** BEGIN **

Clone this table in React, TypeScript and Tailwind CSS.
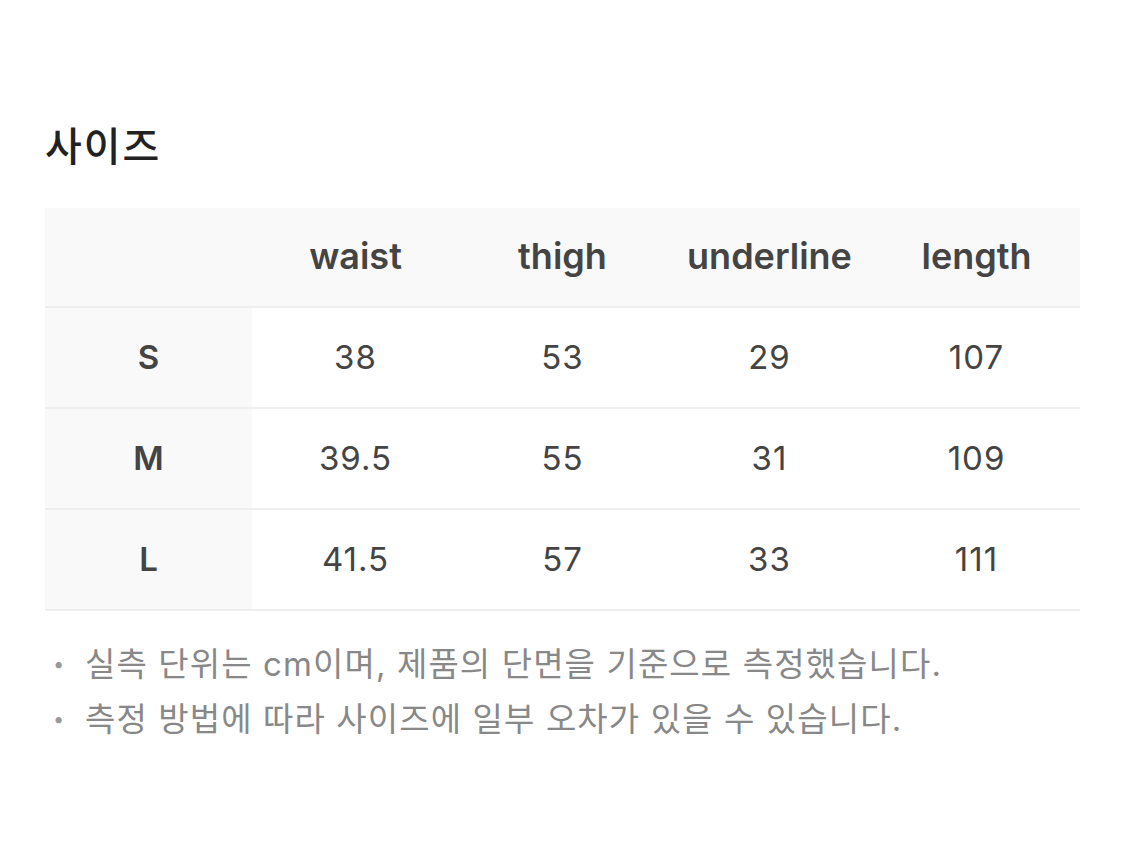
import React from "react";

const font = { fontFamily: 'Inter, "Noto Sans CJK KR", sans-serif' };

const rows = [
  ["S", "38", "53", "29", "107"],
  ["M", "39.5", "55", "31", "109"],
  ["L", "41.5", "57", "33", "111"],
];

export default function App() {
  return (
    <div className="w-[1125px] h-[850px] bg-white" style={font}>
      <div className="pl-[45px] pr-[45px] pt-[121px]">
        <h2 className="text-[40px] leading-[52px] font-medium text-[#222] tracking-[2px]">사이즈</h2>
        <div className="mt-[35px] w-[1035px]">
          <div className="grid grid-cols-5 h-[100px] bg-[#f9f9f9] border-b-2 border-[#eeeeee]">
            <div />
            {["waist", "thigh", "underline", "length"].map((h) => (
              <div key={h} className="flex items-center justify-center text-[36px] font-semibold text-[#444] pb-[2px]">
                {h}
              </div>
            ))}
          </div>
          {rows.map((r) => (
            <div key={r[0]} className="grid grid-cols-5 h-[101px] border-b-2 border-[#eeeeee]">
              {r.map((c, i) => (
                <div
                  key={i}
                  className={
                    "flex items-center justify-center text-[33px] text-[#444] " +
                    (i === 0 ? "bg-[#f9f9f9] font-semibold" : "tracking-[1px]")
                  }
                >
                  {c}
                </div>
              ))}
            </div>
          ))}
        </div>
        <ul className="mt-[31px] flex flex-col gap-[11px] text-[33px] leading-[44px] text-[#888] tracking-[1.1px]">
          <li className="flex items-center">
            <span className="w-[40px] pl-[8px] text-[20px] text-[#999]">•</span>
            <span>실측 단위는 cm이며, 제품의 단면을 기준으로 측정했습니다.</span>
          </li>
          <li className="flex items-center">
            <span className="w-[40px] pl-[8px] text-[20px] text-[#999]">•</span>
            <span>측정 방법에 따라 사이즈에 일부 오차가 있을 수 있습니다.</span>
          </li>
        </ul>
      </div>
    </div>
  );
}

** END **
** BEGIN **

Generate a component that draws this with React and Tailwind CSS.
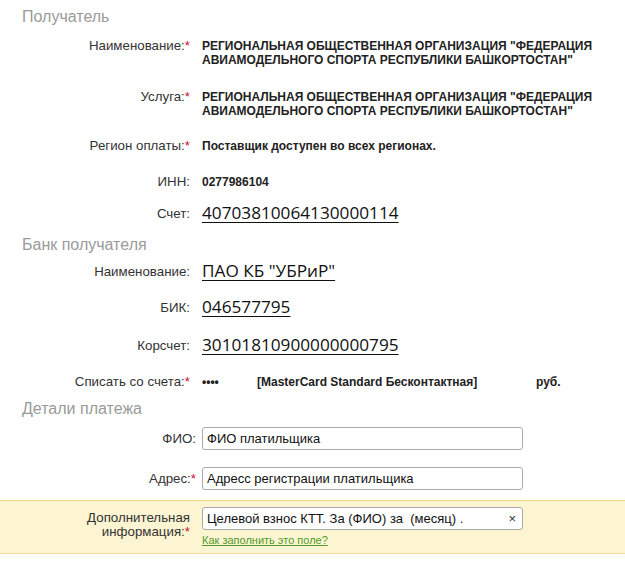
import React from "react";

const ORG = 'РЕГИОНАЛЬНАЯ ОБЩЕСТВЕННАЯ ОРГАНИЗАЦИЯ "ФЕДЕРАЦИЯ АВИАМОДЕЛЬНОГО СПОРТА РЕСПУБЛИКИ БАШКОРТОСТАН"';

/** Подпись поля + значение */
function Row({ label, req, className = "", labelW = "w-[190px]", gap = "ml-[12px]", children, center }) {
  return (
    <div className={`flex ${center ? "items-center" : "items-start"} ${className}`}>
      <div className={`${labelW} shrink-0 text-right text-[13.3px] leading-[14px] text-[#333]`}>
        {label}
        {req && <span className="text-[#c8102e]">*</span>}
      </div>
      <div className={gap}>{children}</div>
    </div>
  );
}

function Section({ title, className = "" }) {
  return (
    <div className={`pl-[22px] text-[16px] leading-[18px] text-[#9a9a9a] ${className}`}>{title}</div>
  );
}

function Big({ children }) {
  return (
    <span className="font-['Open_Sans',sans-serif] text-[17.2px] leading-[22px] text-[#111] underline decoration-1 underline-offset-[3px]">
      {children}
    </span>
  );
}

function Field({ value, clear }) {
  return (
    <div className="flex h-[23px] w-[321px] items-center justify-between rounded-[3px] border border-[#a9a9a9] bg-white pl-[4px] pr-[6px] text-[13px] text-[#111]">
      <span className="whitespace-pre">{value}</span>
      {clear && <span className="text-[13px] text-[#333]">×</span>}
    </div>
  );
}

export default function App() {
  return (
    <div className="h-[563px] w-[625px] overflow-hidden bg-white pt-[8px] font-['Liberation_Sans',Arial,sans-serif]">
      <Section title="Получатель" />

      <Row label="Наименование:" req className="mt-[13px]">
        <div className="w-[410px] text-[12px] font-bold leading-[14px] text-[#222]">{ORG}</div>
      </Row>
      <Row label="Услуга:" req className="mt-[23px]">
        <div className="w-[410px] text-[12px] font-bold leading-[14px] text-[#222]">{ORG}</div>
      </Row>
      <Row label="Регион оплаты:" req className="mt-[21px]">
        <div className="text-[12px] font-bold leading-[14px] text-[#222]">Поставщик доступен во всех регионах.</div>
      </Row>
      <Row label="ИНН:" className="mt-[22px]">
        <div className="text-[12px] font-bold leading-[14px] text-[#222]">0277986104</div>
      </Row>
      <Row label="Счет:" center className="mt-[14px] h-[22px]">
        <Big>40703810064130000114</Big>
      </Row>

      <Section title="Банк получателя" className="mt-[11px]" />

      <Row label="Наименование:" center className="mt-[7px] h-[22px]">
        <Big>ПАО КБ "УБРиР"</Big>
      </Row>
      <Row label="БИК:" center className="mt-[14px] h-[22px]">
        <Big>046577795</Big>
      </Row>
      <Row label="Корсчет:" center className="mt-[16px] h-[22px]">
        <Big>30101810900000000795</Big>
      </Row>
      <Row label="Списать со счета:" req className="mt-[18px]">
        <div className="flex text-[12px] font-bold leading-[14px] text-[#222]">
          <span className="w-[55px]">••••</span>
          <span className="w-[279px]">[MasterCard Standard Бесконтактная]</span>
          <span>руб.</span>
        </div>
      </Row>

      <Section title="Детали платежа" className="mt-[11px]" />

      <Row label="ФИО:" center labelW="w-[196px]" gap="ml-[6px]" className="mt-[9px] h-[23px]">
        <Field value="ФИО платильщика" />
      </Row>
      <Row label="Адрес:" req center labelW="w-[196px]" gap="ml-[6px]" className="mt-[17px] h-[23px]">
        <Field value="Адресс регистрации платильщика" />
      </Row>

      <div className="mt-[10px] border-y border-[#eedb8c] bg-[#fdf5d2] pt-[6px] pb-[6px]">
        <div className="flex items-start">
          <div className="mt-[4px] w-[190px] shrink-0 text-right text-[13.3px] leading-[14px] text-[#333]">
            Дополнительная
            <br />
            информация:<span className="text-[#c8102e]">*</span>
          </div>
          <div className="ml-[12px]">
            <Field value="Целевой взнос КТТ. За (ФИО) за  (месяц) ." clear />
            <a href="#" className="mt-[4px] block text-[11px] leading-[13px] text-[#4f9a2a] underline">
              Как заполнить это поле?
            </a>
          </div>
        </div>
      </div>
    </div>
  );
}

** END **

What you have to do = Quote the data above exactly from the line with "Generate a component" to the line with "const ORG = 'РЕГИОНАЛЬНАЯ", both ends counted, and nothing else. Pictures don't go in.

Reply =
Generate a component that draws this with React and Tailwind CSS.
import React from "react";

const ORG = 'РЕГИОНАЛЬНАЯ ОБЩЕСТВЕННАЯ ОРГАНИЗАЦИЯ "ФЕДЕРАЦИЯ АВИАМОДЕЛЬНОГО СПОРТА РЕСПУБЛИКИ БАШКОРТОСТАН"';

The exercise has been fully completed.